L’uomo che provò a fare andare la cose in un altro modo era Flavo Claudio Giuliano, figlio di un fratellastro di quel Costantino, primo imperatore di Bisanzio, che, con spregiudicato fiuto politico, aveva ribaltato la prassi degli oltre duecento anni precedenti, di persecuzioni anticristiane, per passare a un aperto sostegno della “nuova” religione, sfruttandone però la ormai capillare organizzazione come puntello al sempre più vacillante potere imperiale. Quando poi, alla morte di Costantino – che avrebbe ricevuto solo sul letto di morte il battesimo di quella religione mai praticata in prima persona, pur arbitrandone i rabbiosi scontri dottrinali, in alcuni concili –, una feroce, darwiniana selezione portò il secondo dei suoi tre figli, Costanzo, a prenderne il posto sul trono, Giuliano era poco più che un bambino, e si rifugiò negli studi: oltre a maturare un implacabile rancore verso quanti aveva visto precipitarsi ad aderire alla nuova religione, non appena l’imperatore l’aveva proclamata lecita (editto “di Milano”, 313 d. C.), salvo poi a non battere ciglio, di fronte ai delitti con cui il nuovo Augusto, egli stesso cristiano, si era assicurato il potere.

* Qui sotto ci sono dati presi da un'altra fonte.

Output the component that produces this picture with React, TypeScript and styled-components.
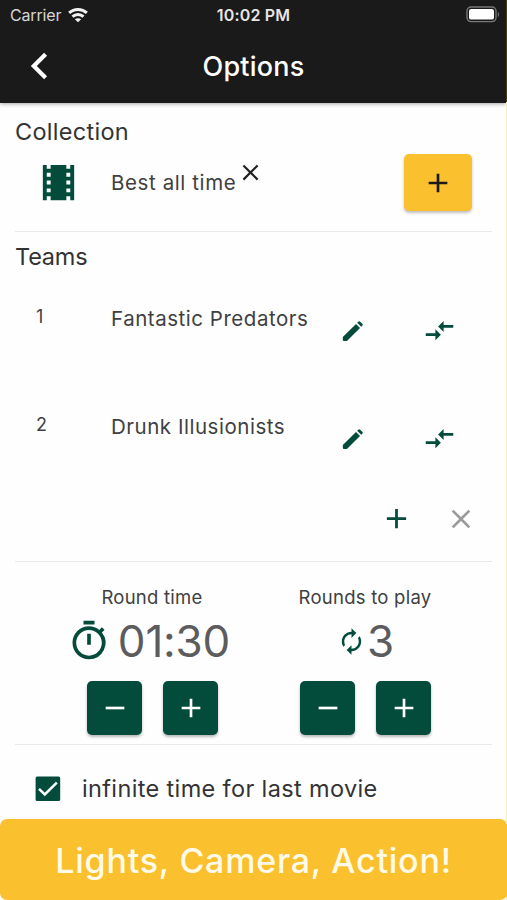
import React from "react";
import styled, { createGlobalStyle } from "styled-components";
import {
  MdAdd,
  MdAutorenew,
  MdClose,
  MdCompareArrows,
  MdOutlineTimer,
  MdRemove,
  MdTheaters,
} from "react-icons/md";

const green = "#034c3c";
const amber = "#fbc02d";

const GlobalStyle = createGlobalStyle`
  * { box-sizing: border-box; }
  body {
    margin: 0;
    background: #fefefe;
    font-family: Inter, "Liberation Sans", sans-serif;
    color: #333335;
  }
  button { border: 0; padding: 0; margin: 0; background: none; font: inherit; color: inherit; }
  svg { display: block; flex: none; }
`;

const Screen = styled.div`
  width: 507px;
  height: 900px;
  display: flex;
  flex-direction: column;
  background: #fefefe;
  border-right: 1px solid #fbecc0;
  border-image: linear-gradient(
      to bottom,
      #4b3b12 103px,
      #fbecc0 103px,
      #fbecc0 823px,
      ${amber} 823px,
      ${amber} 896px,
      #fbecc0 896px
    )
    1;
  overflow: hidden;
`;

const Header = styled.header`
  height: 103px;
  flex: none;
  background: #1a1a1a;
  color: #fff;
  box-shadow: 0 1px 4px rgba(0, 0, 0, 0.35);
`;

const StatusBar = styled.div`
  height: 30px;
  display: grid;
  grid-template-columns: 1fr auto 1fr;
  align-items: center;
  padding: 0 6px 1px 10px;
`;

const Carrier = styled.div`
  display: flex;
  align-items: center;
  gap: 7px;
  font-size: 16px;
  letter-spacing: -0.15px;
  color: #d6d6d6;
`;

const Clock = styled.div`
  margin-left: -3px;
  font-size: 16px;
  font-weight: 600;
  letter-spacing: 0.2px;
  color: #e6e6e6;
`;

const BatterySlot = styled.div`
  display: flex;
  justify-content: flex-end;
`;

const NavBar = styled.div`
  height: 72px;
  display: grid;
  grid-template-columns: 78px 1fr 77px;
  align-items: center;
`;

const BackButton = styled.button`
  display: flex;
  justify-content: center;
`;

const Title = styled.h1`
  margin: 0;
  text-align: center;
  font-size: 27px;
  font-weight: 500;
  letter-spacing: 0.2px;
`;

const Content = styled.main`
  flex: 1;
  min-height: 0;
  padding: 0 14px 0 15px;
`;

const Section = styled.section<{ $height: number }>`
  height: ${(p) => p.$height}px;
  border-bottom: 1px solid #e9e9e9;
`;

const Heading = styled.h2<{ $top: number; $spacing: number }>`
  margin: 0;
  padding-top: ${(p) => p.$top}px;
  font-size: 23.5px;
  line-height: 30px;
  font-weight: 400;
  letter-spacing: ${(p) => p.$spacing}px;
`;

const CollectionRow = styled.div`
  display: flex;
  align-items: center;
  height: 71px;
  padding: 0 20px;
  color: ${green};
`;

const CollectionName = styled.span`
  margin-left: 29px;
  font-size: 20.5px;
  letter-spacing: 0.6px;
  color: #404042;
`;

const RemoveButton = styled.button`
  margin: -20px auto 0 1px;
  color: #222;
`;

const AddCollection = styled.button`
  width: 68px;
  height: 57px;
  display: grid;
  place-items: center;
  border-radius: 5px;
  background: ${amber};
  color: #1a1a1a;
  box-shadow: 0 2px 3px rgba(0, 0, 0, 0.25);
`;

const TeamRow = styled.div`
  display: grid;
  grid-template-columns: 75px 1fr 87px 87px;
  height: 108px;
  padding: 28px 9px 0 21px;
  color: #404042;
`;

const TeamNumber = styled.span`
  font-size: 18px;
  line-height: 34px;
`;

const TeamName = styled.span`
  font-size: 20.5px;
  line-height: 38px;
  letter-spacing: 0.53px;
  white-space: nowrap;
`;

const IconButton = styled.button<{ $muted?: boolean }>`
  height: 61px;
  display: grid;
  place-items: center;
  color: ${(p) => (p.$muted ? "#9b9b9b" : green)};
`;

const TeamActions = styled.div`
  display: flex;
  justify-content: flex-end;
  gap: 32px;
  padding-right: 15px;
`;

const Counters = styled.div`
  display: flex;
  height: 100%;
  padding: 0 20px 0 31px;
`;

const Counter = styled.div`
  flex: 1;
  display: flex;
  flex-direction: column;
  align-items: center;
  padding-top: 20px;
`;

const CounterLabel = styled.div`
  margin-left: -1px;
  font-size: 18.5px;
  line-height: 30px;
  letter-spacing: 0.25px;
  color: #404042;
`;

const CounterValue = styled.div<{ $gap: number; $inset?: number }>`
  height: 58px;
  display: flex;
  align-items: center;
  gap: ${(p) => p.$gap}px;
  padding-right: ${(p) => p.$inset ?? 0}px;
  color: ${green};
`;

const Digits = styled.span`
  font-size: 44px;
  line-height: 58px;
  letter-spacing: -0.2px;
  color: #5c5c5e;
`;

const Stepper = styled.div`
  display: flex;
  gap: 21px;
  margin-top: 11px;
`;

const StepButton = styled.button`
  width: 55px;
  height: 54px;
  display: grid;
  place-items: center;
  border-radius: 5px;
  background: ${green};
  color: #fff;
  box-shadow: 0 2px 3px rgba(0, 0, 0, 0.28);
`;

const Option = styled.label`
  display: flex;
  align-items: center;
  gap: 21px;
  height: 74px;
  padding: 13px 0 0 20px;
  font-size: 23.5px;
  letter-spacing: 0.36px;
`;

const StartButton = styled.button`
  height: 81px;
  flex: none;
  margin-right: -1px;
  padding-top: 1px;
  border-radius: 7px;
  background: ${amber};
  color: #fffbe8;
  font-size: 34px;
  font-weight: 550;
  letter-spacing: 0.78px;
`;

const WifiIcon = () => (
  <svg width="20" height="16" viewBox="0 0 21 16" fill="none" stroke="#f2f2f2" strokeWidth="3.1">
    <path d="M1.2 5.8C6.4.9 14.6.9 19.8 5.8" />
    <path d="M4.7 9.8c3.3-3 8.3-3 11.6 0" />
    <path d="M10.5 15.6l-3.3-3.1c1.9-1.5 4.7-1.5 6.6 0z" fill="#f2f2f2" stroke="none" />
  </svg>
);

const BatteryIcon = () => (
  <svg width="34" height="17" viewBox="0 0 34 17">
    <rect x="1" y="1" width="29" height="14.6" rx="4" fill="none" stroke="#777" strokeWidth="1.4" />
    <rect x="3" y="3" width="25" height="10.6" rx="2.2" fill="#fff" />
    <path d="M31.8 6v5c1.6-.6 1.6-4.4 0-5z" fill="#777" />
  </svg>
);

const BackIcon = () => (
  <svg width="18" height="28" viewBox="0 0 18 28" fill="none" stroke="#fff" strokeWidth="4.2">
    <path d="M15.6 2.2 3.8 14l11.8 11.8" />
  </svg>
);

const PencilIcon = () => (
  <svg width="22" height="22" viewBox="0 0 22 22" fill="currentColor">
    <path d="M.8 17 14 3.9l4 4L4.9 21H2q-1.2 0-1.2-1.2z" />
    <path d="m15.2 2.7 1-1q1-1 2 0l2.1 2.1q1 1 0 2l-1.1 1z" />
  </svg>
);

const CheckboxIcon = () => (
  <svg width="26" height="26" viewBox="0 0 26 26">
    <rect x=".6" y=".4" width="24.6" height="24.6" rx="1.5" fill={green} />
    <path d="m4 12.8 5.8 5.6L21.8 6.6" fill="none" stroke="#fff" strokeWidth="2.5" />
  </svg>
);

const teams = ["Fantastic Predators", "Drunk Illusionists"];

export default function App() {
  return (
    <Screen>
      <GlobalStyle />
      <Header>
        <StatusBar>
          <Carrier>
            Carrier
            <WifiIcon />
          </Carrier>
          <Clock>10:02 PM</Clock>
          <BatterySlot>
            <BatteryIcon />
          </BatterySlot>
        </StatusBar>
        <NavBar>
          <BackButton aria-label="Back">
            <BackIcon />
          </BackButton>
          <Title>Options</Title>
        </NavBar>
      </Header>
      <Content>
        <Section $height={129}>
          <Heading $top={14} $spacing={0.28}>Collection</Heading>
          <CollectionRow>
            <MdTheaters size={47} />
            <CollectionName>Best all time</CollectionName>
            <RemoveButton aria-label="Remove collection">
              <MdClose size={27} />
            </RemoveButton>
            <AddCollection aria-label="Add collection">
              <MdAdd size={32} />
            </AddCollection>
          </CollectionRow>
        </Section>
        <Section $height={330}>
          <Heading $top={10} $spacing={-0.2}>Teams</Heading>
          {teams.map((name, i) => (
            <TeamRow key={name}>
              <TeamNumber>{i + 1}</TeamNumber>
              <TeamName>{name}</TeamName>
              <IconButton aria-label="Edit team">
                <PencilIcon />
              </IconButton>
              <IconButton aria-label="Swap team">
                <MdCompareArrows size={33} />
              </IconButton>
            </TeamRow>
          ))}
          <TeamActions>
            <IconButton aria-label="Add team">
              <MdAdd size={33} />
            </IconButton>
            <IconButton aria-label="Remove team" $muted>
              <MdClose size={32} />
            </IconButton>
          </TeamActions>
        </Section>
        <Section $height={183}>
          <Counters>
            <Counter>
              <CounterLabel>Round time</CounterLabel>
              <CounterValue $gap={7} $inset={8}>
                <MdOutlineTimer size={44} />
                <Digits>01:30</Digits>
              </CounterValue>
              <Stepper>
                <StepButton aria-label="Less time">
                  <MdRemove size={32} />
                </StepButton>
                <StepButton aria-label="More time">
                  <MdAdd size={32} />
                </StepButton>
              </Stepper>
            </Counter>
            <Counter>
              <CounterLabel>Rounds to play</CounterLabel>
              <CounterValue $gap={1}>
                <MdAutorenew size={29} />
                <Digits>3</Digits>
              </CounterValue>
              <Stepper>
                <StepButton aria-label="Fewer rounds">
                  <MdRemove size={32} />
                </StepButton>
                <StepButton aria-label="More rounds">
                  <MdAdd size={32} />
                </StepButton>
              </Stepper>
            </Counter>
          </Counters>
        </Section>
        <Option>
          <CheckboxIcon />
          infinite time for last movie
        </Option>
      </Content>
      <StartButton>Lights, Camera, Action!</StartButton>
    </Screen>
  );
}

Il-Mantello-di-Porpora-Luigi-De-Pascalis-libroFigura indubbiamente fascinosa, questa dell’ex-ragazzino confinato nella solitudine di Macellum, che Costanzo poi metterà a capo delle truppe in Gallia, quasi tacitamente aspettandosene l’eliminazione sul campo; e che, invece, si rivelerà un genio tattico di livello cesariano, sconfiggerà i barbari e infiammerà le truppe al punto da esserne proclamato imperatore, a sua volta. Arrivato dunque al potere, Giuliano emanò un brusco contrordine: al Cristianesimo andava sostituito di nuovo il culto di Zeus e degli dei dell’Olimpo, o magari anche, in alternativa, quello di Helios, il sole divinizzato, la cui massima festa era il giorno natalizio, il 25 dicembre… Il progetto naufragò, perché meno di tre anni dopo Giuliano, al comando di una spedizione contro il re persiano Shapur II – c’era, sullo sfondo, l’immenso fantasma di Alessandro, di cui ricalcare le conquiste orientali… – durante uno scontro militare nel corso di una disastrosa ritirata, fra sete e dissenteria, venne mortalmente ferito: e in un modo, per di più, che induceva più di qualche dubbio sul fatto che il feritore non fosse stato fra i nemici…

Fascinoso, si diceva, questo imperatore giovane e sconfitto dal suo mettersi contro il proprio tempo: e lo testimonia l’ampio elenco di opere letterarie ispirate alla sua figura, non ultimo il bel romanzo (intitolato semplicemente Giuliano) che Gore Vidal gli dedicò negli anni ’60 del Novecento, costruito con hollywoodiane scaltrezze di taglio nella sceneggiatura e, ancor meglio, nei dialoghi.

«Temeraria» definisce De Pascalis l’eventualità di una competizione fra il suo libro e il precedente di Vidal: e non gli faremo noi, questo torto. Ma anche senza istituire odiosi confronti, è difficile perdonare, al nostro, la rocambolesca appendice – sì, avete capito bene: proprio a livello Ponson du Terrail, forse un po’ più in giù… – del figlio illegittimo di Giuliano, allevato dall’eunuco Evemero (io narrante di gran parte del romanzo, a tutti i cui snodi narrativi presenzia perciò puntualmente, e non sempre con verosimiglianza), per farsi eremita in Tebaide e poi essere arruolato fra i “parabolani” (meglio che parabalani, come preferisce scrivere De Pascalis, la a ingenerando confusione col termine ghianda; così come non di “Sciiti” può trattarsi, ben prima della nascita di Maometto, bensì di “Sciti”, termine greco per i “Goti”) giusto in tempo per partecipare all’assassinio di Ipazia, ad Alessandria, e infliggersi, in ultimo, un autopunitivo suicidio… Pimento forse non necessario, aggiunto in coda ad un libro che non prova ad elevarsi mai neanche di qualche millimetro oltre il livello che vorremmo definire «italiano medio da editing«, senza mai un giro di frase un po’ personale, mai un aggettivo che non sia vieto ed abusato, mai una situazione che esuli dalla più oliata prevedibilità. Una storia, certo, facile da leggere: ma non molto più di questo.